++++ DATA SHOWN ++++

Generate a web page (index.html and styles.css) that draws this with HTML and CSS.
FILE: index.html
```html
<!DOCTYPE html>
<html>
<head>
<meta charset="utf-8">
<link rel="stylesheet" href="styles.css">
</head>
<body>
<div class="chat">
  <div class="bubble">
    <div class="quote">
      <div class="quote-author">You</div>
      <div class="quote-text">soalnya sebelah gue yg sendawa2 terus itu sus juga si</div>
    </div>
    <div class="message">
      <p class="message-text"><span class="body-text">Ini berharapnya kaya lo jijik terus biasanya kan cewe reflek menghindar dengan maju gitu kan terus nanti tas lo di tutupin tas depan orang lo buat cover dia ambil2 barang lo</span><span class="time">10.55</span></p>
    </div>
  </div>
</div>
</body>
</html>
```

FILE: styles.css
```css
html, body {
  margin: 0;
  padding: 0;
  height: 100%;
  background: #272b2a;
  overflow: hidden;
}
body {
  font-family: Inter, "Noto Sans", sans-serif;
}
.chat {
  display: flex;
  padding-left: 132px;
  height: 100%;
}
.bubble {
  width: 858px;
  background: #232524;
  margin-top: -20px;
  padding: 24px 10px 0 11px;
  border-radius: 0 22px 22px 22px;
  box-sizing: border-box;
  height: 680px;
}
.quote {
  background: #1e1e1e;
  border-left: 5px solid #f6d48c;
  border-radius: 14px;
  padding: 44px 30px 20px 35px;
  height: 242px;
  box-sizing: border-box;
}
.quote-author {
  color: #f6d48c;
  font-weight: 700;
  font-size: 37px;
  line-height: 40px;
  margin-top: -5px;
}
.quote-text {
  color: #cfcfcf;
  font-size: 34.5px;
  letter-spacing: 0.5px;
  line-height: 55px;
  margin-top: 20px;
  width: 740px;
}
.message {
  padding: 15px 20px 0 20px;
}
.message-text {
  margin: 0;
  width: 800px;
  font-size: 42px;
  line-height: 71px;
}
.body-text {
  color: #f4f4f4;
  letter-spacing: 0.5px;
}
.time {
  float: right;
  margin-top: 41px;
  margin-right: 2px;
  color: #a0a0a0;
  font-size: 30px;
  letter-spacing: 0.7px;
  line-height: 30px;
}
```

++++

TASK DIRECTIONS -
State the count of lines that contain the string "index". Nothing else is needed.

FINAL RESULT -
2